Web page code records:

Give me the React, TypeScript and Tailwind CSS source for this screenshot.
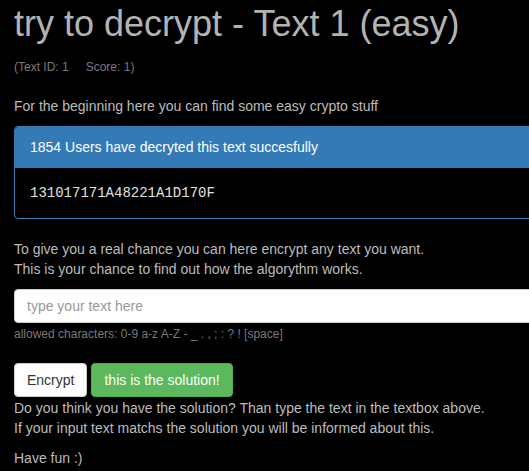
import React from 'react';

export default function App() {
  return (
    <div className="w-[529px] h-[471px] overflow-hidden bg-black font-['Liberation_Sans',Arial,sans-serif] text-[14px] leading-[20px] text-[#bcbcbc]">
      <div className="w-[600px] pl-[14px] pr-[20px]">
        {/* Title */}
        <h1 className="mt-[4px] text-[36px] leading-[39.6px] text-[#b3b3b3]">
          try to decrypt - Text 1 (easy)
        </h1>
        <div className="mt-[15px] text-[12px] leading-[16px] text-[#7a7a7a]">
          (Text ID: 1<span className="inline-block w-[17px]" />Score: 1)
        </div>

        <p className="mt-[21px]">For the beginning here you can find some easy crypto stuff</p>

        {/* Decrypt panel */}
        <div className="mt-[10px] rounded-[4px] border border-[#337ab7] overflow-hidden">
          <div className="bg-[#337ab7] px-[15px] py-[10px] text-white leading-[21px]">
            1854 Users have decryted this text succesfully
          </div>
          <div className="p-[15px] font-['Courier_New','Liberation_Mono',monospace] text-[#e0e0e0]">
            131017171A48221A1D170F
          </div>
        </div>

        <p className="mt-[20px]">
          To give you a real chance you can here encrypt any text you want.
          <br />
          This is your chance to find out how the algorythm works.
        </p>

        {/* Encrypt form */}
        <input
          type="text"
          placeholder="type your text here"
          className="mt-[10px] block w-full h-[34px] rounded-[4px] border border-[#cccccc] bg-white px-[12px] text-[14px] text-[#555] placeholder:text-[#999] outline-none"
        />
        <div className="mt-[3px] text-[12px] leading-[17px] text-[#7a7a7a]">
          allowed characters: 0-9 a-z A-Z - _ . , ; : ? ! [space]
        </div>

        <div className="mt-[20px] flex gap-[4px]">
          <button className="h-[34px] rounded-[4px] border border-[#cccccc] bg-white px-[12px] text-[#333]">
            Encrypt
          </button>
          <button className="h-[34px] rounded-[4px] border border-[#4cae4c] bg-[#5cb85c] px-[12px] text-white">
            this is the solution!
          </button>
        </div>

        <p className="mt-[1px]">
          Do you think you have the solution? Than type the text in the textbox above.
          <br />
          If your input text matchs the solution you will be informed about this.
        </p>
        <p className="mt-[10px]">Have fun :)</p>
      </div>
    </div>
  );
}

--

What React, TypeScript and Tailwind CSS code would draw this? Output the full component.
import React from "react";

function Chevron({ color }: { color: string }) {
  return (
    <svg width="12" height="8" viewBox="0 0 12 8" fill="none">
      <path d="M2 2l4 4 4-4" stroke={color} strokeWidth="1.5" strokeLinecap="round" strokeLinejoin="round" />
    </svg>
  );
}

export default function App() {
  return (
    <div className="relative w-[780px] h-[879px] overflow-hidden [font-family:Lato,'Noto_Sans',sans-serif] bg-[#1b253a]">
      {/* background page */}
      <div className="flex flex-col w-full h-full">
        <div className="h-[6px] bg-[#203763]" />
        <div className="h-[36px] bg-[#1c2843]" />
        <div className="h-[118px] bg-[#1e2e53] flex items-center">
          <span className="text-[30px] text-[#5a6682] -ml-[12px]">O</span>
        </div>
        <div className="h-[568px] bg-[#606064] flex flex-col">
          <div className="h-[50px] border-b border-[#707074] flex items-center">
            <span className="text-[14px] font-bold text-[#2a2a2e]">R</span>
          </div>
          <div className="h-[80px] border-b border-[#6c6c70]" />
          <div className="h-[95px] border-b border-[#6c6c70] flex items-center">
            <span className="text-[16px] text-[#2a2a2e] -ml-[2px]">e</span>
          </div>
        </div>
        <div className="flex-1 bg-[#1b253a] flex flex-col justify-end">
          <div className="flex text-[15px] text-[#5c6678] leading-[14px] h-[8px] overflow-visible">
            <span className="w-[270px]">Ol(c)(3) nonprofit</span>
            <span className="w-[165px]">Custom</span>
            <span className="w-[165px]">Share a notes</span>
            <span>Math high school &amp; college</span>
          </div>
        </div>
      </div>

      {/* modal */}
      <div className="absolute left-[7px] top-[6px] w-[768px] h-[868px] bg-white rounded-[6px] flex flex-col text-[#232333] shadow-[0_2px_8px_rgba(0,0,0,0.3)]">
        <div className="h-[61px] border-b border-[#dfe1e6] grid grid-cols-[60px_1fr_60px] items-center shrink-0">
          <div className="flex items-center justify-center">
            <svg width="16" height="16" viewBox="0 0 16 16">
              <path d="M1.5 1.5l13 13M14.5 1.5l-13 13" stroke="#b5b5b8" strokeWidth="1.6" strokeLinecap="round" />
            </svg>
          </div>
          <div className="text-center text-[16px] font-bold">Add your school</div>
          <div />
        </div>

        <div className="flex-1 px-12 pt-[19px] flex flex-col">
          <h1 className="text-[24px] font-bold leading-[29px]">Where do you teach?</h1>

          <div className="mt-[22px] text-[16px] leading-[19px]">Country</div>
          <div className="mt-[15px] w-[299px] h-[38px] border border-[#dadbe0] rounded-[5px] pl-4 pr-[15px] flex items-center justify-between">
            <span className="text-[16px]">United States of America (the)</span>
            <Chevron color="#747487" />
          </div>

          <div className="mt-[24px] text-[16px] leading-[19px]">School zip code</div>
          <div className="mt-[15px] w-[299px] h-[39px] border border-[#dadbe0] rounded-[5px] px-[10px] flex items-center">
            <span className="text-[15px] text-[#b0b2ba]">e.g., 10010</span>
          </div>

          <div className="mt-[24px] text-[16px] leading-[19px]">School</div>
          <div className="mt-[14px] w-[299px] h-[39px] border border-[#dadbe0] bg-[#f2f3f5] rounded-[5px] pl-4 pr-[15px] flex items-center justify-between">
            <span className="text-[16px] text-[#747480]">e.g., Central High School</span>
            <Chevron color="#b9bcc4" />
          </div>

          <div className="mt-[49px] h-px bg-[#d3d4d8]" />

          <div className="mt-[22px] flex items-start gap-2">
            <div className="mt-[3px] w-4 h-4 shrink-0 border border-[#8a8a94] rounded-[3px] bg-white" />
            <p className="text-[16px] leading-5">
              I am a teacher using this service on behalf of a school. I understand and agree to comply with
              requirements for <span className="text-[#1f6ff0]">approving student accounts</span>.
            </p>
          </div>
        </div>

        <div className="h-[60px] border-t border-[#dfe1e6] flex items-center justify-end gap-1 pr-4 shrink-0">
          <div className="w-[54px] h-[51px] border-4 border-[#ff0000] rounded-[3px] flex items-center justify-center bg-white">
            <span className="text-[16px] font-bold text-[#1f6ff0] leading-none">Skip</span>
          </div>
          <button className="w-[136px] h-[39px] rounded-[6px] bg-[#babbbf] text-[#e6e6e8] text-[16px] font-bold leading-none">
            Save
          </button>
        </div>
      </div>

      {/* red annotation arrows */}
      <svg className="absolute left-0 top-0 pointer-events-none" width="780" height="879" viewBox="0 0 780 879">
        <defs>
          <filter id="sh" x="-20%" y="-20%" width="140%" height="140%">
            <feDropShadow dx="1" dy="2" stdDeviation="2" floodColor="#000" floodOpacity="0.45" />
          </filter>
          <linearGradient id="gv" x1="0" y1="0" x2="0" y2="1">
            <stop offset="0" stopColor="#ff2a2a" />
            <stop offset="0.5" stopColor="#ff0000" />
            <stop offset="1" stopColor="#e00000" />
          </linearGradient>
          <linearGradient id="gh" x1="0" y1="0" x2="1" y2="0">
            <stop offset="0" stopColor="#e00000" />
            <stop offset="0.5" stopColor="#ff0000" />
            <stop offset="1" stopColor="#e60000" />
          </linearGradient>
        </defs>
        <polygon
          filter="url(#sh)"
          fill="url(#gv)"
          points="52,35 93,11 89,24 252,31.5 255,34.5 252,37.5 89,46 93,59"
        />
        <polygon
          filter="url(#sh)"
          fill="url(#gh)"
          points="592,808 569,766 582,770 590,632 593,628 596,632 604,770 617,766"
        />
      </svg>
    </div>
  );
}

■ TASK ■
What lines above run from the one with "Give me the" to the one with "import React from 'react';"? Give them again exactly, ends included, and leave the pictures out.

■ RESPONSE TO THIS TASK ■
Give me the React, TypeScript and Tailwind CSS source for this screenshot.
import React from 'react';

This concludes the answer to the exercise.